Online Adaptation for Enhancing Imitation Learning Policies
Federico Malato, Ville Hautamaki
TL;DR
This work addresses the fragility of imitation learning when expert datasets fail to fully capture task dynamics. It introduces Bayesian online adaptation (BOA), which combines an IL policy's action distribution with expert-derived actions via a Dirichlet-Multinomial framework and a retrieval-based expert search. By updating action beliefs in real time using counts from retrieved expert experiences and sampling from the posterior, BOA enhances robustness and can rescue policies that would otherwise fail.
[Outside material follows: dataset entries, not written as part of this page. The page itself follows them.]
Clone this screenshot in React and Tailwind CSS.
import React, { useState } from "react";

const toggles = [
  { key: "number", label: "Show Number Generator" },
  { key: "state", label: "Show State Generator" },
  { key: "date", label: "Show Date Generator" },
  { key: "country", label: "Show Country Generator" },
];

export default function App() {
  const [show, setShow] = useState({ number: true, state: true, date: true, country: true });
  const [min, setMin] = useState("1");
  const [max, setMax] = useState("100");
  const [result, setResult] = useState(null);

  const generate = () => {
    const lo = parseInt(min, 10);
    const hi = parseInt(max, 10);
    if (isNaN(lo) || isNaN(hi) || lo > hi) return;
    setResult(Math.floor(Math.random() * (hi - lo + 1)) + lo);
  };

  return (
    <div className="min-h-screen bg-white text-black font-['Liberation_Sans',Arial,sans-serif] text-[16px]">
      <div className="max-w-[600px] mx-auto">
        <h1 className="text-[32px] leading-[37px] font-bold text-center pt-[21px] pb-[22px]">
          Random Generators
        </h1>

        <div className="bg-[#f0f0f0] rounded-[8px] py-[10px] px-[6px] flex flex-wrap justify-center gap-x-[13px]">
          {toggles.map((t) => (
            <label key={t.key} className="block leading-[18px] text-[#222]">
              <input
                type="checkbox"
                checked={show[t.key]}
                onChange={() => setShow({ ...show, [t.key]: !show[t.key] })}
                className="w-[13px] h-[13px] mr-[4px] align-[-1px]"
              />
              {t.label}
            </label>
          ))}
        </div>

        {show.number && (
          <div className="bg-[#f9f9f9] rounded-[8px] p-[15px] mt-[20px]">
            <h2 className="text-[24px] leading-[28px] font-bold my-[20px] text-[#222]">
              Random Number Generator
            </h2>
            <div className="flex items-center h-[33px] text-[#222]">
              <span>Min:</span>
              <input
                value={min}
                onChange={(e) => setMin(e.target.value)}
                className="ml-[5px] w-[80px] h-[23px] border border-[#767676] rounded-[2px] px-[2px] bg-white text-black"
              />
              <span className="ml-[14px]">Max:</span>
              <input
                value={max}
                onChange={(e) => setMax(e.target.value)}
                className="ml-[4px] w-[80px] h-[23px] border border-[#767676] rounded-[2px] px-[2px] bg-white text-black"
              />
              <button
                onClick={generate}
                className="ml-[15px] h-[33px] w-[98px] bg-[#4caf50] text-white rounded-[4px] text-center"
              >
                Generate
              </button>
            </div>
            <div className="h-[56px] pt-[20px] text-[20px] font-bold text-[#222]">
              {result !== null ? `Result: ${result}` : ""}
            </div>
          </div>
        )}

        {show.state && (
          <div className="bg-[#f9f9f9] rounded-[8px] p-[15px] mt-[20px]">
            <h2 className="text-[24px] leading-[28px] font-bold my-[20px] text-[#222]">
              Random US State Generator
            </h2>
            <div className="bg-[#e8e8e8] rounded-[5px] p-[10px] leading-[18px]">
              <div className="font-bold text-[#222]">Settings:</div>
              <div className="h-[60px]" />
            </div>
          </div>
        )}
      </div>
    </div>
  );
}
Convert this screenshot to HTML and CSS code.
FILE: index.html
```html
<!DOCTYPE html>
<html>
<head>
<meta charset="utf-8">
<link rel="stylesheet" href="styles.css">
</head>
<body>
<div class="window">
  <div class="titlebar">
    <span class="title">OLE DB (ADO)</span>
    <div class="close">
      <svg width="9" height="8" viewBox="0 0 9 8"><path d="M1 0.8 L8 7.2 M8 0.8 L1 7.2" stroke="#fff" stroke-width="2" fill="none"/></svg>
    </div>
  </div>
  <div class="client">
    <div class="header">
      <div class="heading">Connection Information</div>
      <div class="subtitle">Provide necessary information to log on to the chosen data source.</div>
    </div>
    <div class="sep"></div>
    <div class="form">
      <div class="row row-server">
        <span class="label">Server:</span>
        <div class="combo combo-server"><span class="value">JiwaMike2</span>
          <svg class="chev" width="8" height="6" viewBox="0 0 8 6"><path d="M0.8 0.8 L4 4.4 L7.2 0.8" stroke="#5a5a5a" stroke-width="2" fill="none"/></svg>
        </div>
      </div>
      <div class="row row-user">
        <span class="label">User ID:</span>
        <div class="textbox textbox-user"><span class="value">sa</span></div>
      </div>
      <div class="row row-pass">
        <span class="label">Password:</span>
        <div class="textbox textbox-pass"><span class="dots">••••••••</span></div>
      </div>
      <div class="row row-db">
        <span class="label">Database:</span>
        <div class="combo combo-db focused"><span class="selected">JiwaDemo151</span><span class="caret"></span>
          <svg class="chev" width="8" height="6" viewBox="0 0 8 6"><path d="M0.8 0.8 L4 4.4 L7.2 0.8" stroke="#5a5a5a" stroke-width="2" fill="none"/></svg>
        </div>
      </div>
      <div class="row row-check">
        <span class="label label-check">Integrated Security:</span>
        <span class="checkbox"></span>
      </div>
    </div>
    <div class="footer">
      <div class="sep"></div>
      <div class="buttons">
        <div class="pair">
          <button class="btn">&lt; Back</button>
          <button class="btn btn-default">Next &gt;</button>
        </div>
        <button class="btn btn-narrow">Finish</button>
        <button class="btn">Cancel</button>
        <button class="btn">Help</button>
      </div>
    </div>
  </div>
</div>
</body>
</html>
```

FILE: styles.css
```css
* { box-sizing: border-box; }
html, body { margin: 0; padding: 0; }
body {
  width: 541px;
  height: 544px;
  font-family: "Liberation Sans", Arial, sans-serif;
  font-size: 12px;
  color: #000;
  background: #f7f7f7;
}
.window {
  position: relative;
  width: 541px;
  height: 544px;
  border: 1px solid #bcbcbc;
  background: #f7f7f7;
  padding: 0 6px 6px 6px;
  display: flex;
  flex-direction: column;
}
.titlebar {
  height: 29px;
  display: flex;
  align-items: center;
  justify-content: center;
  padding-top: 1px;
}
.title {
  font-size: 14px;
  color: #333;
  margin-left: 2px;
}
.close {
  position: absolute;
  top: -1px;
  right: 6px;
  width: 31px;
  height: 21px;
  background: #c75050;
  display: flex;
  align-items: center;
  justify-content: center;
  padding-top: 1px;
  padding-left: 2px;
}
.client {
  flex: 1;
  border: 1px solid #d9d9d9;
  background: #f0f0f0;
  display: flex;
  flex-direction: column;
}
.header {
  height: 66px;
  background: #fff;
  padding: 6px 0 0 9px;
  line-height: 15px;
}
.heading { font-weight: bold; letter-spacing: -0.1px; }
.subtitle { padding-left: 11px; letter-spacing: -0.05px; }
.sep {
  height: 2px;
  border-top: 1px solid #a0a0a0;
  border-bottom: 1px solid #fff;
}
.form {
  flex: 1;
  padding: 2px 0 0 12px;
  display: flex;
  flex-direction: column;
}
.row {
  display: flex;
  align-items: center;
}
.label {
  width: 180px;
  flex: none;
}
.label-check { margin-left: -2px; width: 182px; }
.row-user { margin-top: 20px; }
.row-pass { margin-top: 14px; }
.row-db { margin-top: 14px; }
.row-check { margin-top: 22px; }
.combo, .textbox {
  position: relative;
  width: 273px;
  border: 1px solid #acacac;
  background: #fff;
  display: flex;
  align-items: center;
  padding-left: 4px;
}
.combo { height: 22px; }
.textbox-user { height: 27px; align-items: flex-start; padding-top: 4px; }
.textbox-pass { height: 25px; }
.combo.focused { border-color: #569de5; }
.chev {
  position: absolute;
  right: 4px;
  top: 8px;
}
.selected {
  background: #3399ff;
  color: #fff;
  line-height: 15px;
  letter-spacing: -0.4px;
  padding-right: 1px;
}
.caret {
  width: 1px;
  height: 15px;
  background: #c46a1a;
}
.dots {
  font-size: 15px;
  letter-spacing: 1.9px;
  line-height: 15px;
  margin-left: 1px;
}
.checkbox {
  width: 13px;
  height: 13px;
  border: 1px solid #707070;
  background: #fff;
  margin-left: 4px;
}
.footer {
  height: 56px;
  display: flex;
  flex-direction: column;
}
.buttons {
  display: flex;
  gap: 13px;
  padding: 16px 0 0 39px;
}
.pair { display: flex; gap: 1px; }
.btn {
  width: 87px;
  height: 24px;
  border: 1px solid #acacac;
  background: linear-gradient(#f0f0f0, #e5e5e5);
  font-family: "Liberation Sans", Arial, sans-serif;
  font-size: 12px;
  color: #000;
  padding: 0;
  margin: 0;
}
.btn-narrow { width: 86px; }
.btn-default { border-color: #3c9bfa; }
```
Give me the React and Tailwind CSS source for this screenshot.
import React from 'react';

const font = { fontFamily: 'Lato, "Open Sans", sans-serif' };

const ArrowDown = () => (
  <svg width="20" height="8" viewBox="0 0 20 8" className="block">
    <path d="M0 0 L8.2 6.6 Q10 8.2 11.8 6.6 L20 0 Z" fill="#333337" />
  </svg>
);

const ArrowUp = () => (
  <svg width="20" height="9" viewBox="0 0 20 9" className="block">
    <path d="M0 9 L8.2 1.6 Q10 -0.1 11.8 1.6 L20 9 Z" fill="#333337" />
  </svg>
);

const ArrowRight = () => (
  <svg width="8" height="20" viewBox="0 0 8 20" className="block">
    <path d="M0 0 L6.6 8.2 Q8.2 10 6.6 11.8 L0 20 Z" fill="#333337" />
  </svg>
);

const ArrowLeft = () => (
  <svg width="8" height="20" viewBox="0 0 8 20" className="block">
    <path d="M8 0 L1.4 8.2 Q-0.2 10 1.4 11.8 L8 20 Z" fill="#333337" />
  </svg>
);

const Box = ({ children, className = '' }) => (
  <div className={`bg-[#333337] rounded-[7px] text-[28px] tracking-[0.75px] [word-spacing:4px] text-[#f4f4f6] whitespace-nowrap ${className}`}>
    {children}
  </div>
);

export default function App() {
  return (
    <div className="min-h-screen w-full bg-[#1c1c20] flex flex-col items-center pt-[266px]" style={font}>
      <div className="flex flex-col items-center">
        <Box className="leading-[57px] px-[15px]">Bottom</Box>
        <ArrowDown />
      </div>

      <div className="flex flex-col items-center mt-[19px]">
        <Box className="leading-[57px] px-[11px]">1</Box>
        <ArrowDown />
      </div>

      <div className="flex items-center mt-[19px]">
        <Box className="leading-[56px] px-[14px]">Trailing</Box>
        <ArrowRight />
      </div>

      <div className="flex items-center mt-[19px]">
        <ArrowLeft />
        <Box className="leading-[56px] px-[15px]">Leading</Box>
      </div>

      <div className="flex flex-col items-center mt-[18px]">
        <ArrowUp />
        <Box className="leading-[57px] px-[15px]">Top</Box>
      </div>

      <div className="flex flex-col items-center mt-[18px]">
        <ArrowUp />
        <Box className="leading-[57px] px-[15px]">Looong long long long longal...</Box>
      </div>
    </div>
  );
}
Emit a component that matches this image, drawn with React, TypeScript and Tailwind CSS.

Across ten MiniWorld tasks, BOA improves numerical rewards and provides perceptual benefits, while maintaining interpretable action selection dynamics and real-time inference via efficient search.
Abstract
Imitation learning enables autonomous agents to learn from human examples, without the need for a reward signal. Still, if the provided dataset does not encapsulate the task correctly, or when the task is too complex to be modeled, such agents fail to reproduce the expert policy. We propose to recover from these failures through online adaptation. Our approach combines the action proposal coming from a pre-trained policy with relevant experience recorded by an expert. The combination results in an adapted action that closely follows the expert. Our experiments show that an adapted agent performs better than its pure imitation learning counterpart. Notably, adapted agents can achieve reasonable performance even when the base, non-adapted policy catastrophically fails.